Public and government obsession with security is hampering a rational, open debate about prison policy, the former governor of Brixton Prison told a debate at the Cambridge Festival of Ideas last week.
I was never told I could be anything other than a criminal.
Charles Young
John Podmore told the Does Prison Work? debate at the Judge Business School on Friday that Britain was obsessed with securitisation. “It's a warm comfortable blanket that we immerse ourselves in,” he said.
He added that the media and government tended to treat all prisoners as homogenous. "They tend to see them all as Ian Huntley,” he said – when they were in fact a very diverse group.
Podmore was one of a number of speakers at the packed debate sponsored by policy research organisation RAND. They included academics and the head of a prison education programme.
Emma Durley of RAND told the audience that the UK now had 87,551 people in prison, higher than the rest of Europe, but nowhere near as high as US levels.

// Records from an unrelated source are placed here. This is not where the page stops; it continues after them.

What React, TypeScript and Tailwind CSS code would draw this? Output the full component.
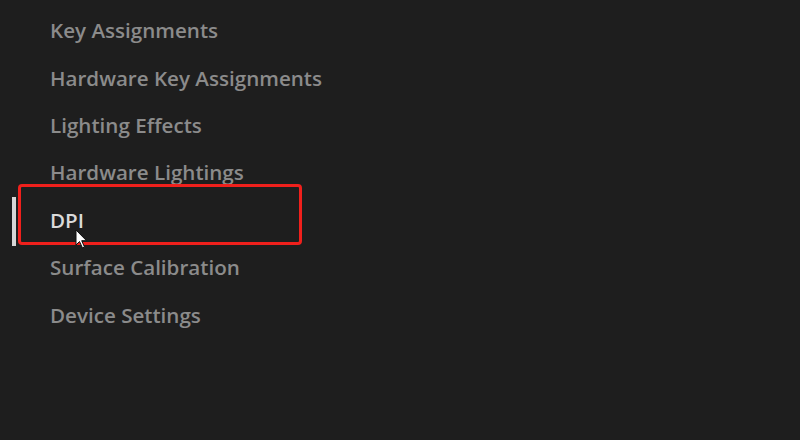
const items = [
  "Key Assignments",
  "Hardware Key Assignments",
  "Lighting Effects",
  "Hardware Lightings",
  "DPI",
  "Surface Calibration",
  "Device Settings",
];

export default function App() {
  return (
    <div className="relative w-[800px] h-[440px] bg-[#1e1e1e] overflow-hidden font-['Open_Sans',sans-serif]">
      <nav className="flex flex-col pt-[7px]">
        {items.map((label) => {
          const active = label === "DPI";
          return (
            <div key={label} className="relative flex items-center h-[47.4px] pl-[50px]">
              {active && (
                <div className="absolute left-[12px] top-[0px] w-[4px] h-[49px] bg-[#d6d6d6]" />
              )}
              <span
                className={
                  active
                    ? "text-[20.6px] font-semibold text-[#dadada]"
                    : "text-[20.6px] font-semibold text-[#8b8b8b]"
                }
              >
                {label}
              </span>
            </div>
          );
        })}
      </nav>

      {/* annotation box */}
      <div className="absolute left-[18px] top-[184px] w-[284px] h-[61px] border-[3px] border-[#f0201c] rounded-[4px]" />

      {/* mouse cursor */}
      <svg className="absolute left-[75px] top-[229px]" width="14" height="20" viewBox="0 0 14 20">
        <path d="M1 1 L1 16 L4.5 12.5 L7.5 19 L9.5 18 L6.7 11.7 L11.5 11.7 Z" fill="#ffffff" stroke="#111" strokeWidth="1" />
      </svg>
    </div>
  );
}
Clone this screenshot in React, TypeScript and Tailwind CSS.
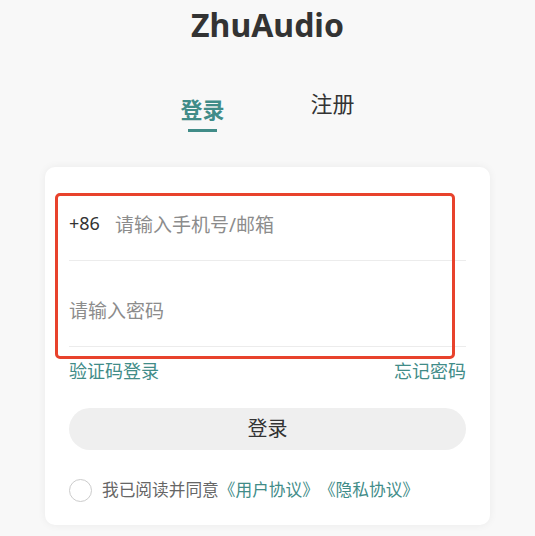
export default function App() {
  return (
    <div
      className="min-h-[536px] w-full bg-[#f8f8f8] pb-[12px]"
      style={{ fontFamily: '"Noto Sans", "Noto Sans CJK SC", sans-serif' }}
    >
      <h1 className="pt-[5px] text-center text-[32px] font-bold leading-[40px] text-[#333333]">
        ZhuAudio
      </h1>

      <div className="mt-[44px] flex items-start justify-center gap-[50px]">
        <div className="mt-[6px] flex w-[80px] flex-col items-center">
          <span className="text-[22px] font-bold leading-[28px] text-[#418c88]">登录</span>
          <span className="mt-[6px] h-[3px] w-[29px] bg-[#418c88]" />
        </div>
        <div className="flex w-[80px] justify-center">
          <span className="text-[22px] leading-[28px] text-[#333333]">注册</span>
        </div>
      </div>

      <div className="relative mx-[45px] mt-[35px] rounded-[10px] bg-white px-[24px] pt-[8px] pb-[23px] shadow-[0_0_8px_rgba(0,0,0,0.06)]">
        <div className="flex items-center border-b border-[#ececec] pt-[37px] pb-[22px]">
          <span className="-mt-[4px] text-[18px] leading-[26px] text-[#333333]">+86</span>
          <span className="ml-[15px] text-[19px] leading-[26px] text-[#8c8c8c]">请输入手机号/邮箱</span>
        </div>
        <div className="flex items-center border-b border-[#ececec] pt-[37px] pb-[22px]">
          <span className="text-[19px] leading-[26px] text-[#8c8c8c]">请输入密码</span>
        </div>

        <div className="mt-[12px] flex justify-between text-[18px] leading-[24px] text-[#418c88]">
          <span>验证码登录</span>
          <span>忘记密码</span>
        </div>

        <button className="mt-[25px] flex h-[42px] w-full items-center justify-center rounded-full bg-[#efefef] text-[20px] text-[#333333]">
          登录
        </button>

        <div className="mt-[28px] flex items-center">
          <span className="h-[23px] w-[23px] rounded-full border border-[#cccccc] bg-white" />
          <span className="ml-[10px] text-[16.7px] leading-[24px] text-[#666666] [text-spacing-trim:space-all]">
            我已阅读并同意
            <span className="text-[#418c88]">《用户协议》</span>
            <span className="text-[#418c88]">《隐私协议》</span>
          </span>
        </div>

        <div className="pointer-events-none absolute left-[10px] top-[26px] h-[166px] w-[400px] rounded-[5px] border-[3px] border-[#e8422c]" />
      </div>
    </div>
  );
}
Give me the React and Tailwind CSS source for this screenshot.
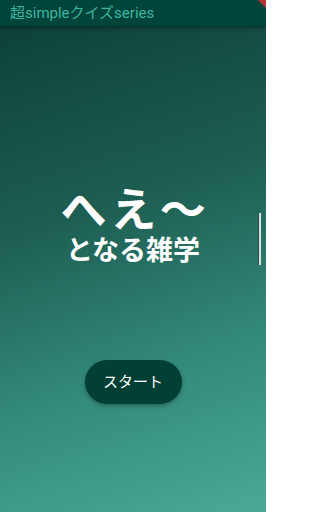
import React from 'react';

const jp = { fontFamily: 'Roboto, "Noto Sans CJK JP", sans-serif' };

export default function App() {
  return (
    <div className="relative w-[266px] h-[512px] overflow-hidden bg-[linear-gradient(162deg,#0b3d35_0%,#1d5e52_40%,#338a7a_70%,#4aa995_100%)]" style={jp}>
      <div className="relative z-10 h-[26px] bg-[#00443a] shadow-[0_2px_4px_rgba(0,0,0,0.35)] flex items-center px-[10px]">
        <span className="text-[15px] leading-none text-[#3db5a2]">超simpleクイズseries</span>
      </div>
      <div className="absolute top-0 right-0 z-20 w-[8px] h-[8px] bg-[#b8322f] [clip-path:polygon(0_0,100%_0,100%_100%)]" />

      <div className="flex flex-col items-center pt-[161px]">
        <div className="text-white font-bold text-[46px] leading-none tracking-[0.08em] ml-[4px]">へえ〜</div>
        <div className="text-white font-bold text-[27px] leading-none mt-[5px]">となる雑学</div>
        <button className="mt-[95px] w-[97px] h-[44px] rounded-full bg-[#023f34] text-white text-[15px] shadow-[0_2px_4px_rgba(0,0,0,0.3)]">
          スタート
        </button>
      </div>

      <div className="absolute right-[5px] top-[213px] w-[3px] h-[52px] bg-[#d6e2de] border-l border-[#2b4f48]" />
    </div>
  );
}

Crime had gone down, which might suggest a link between imprisonment and crime levels, she said, but when you looked at other countries such as Canada the correlation was not so simple. Whether prison worked was dependent on various factors. In terms of rehabilitation, for instance, the environment needed to be right and proper training needed to be provided to help people resettle into the community after being released.
In response to a question about community sentencing, she said that Finland had reduced the number of people it imprisoned over 40 years through promoting more use of community sentencing. What it had in its favour was a public that was not overly focused on punishment and the lack of a tabloid media.
Barak Ariel, a lecturer in the Police Executive Programme at the University of Cambridge, spoke about ways of keeping people out of prison by creating safer streets. His team is working on research projects with London Underground which has reduced crime by 350% by putting more police on platforms in crime hotspots at times when most crime occurs. He also spoke about a project targeting domestic violence through preventive policing. The idea is that police focus on hotspots for domestic violence at times when domestic violence is most likely to occur. They knock on the door of people with a history of domestic strife in an effort to prevent crime from happening.
Other projects he outlined were Turning Point which aimed to divert first time offenders from committing crime and a project aimed at targeting repeat offenders. He said targeting hotspots did not appear to displace crime to other areas, as many might suspect.
Charles Young, founder of the London Anti-Crime Education Service, spoke about his own experiences of being in prison and his education project aimed at deterring young people from being career criminals. “I was never told I could be anything other than a criminal,” he said.
John Podmore said that the problem with prisons was not keeping people in prison, but what happened when they came to be released.
That included helping them with jobs, stable relationships and somewhere to live. “Not a lot of resources are spent on this,” he said. “Very little is done to promote family relationships, for instance; quite the opposite.”
Finding jobs was difficult. Many prisoners were in prisons far from their home and had no access to the Internet to search for jobs before their release. Moreover, many prisoners were released into hostels which were worse than prisons.
Half the prison population was about to be released at any one time and they were unlikely to want to escape, said Podmore, yet most were kept in secure accommodation. Resources could better be spent on more open prisons or resettlement prisons.
The RSA's Transitions project with which he works was looking at what could make the transition from prison to freedom easier. The process at the moment could be fairly traumatic with high drug overdose figures and suicide rates equivalent to those of psychiatric prisons, said Podmore.
He added that there was a lot of incorrect information about prisons because the wrong things were being measured or were being measured in the wrong way. For instance, prisons' records on escapes looked very good until you realised that most prisoners escape while they are being transferred between prisons or to court.
These escapes are, however, not counted in the prison escape figures because the prisoners are then considered to be in the custody of the private firms like Group Four Security who are escorting them.
“As far as the prison service is concerned it was not them who lost the prisoners,” he said.
He revealed that when he was appointed governor of Brixton Prison only 2% of prisoners were apparently using drugs. Six months later he decided this could not be true and he reviewed the process by which testing was being carried out. The figures consequently rose massively, Podmore quipping that he then ran the risk of being fired for presiding over a huge increase in the number of drug users at his prison.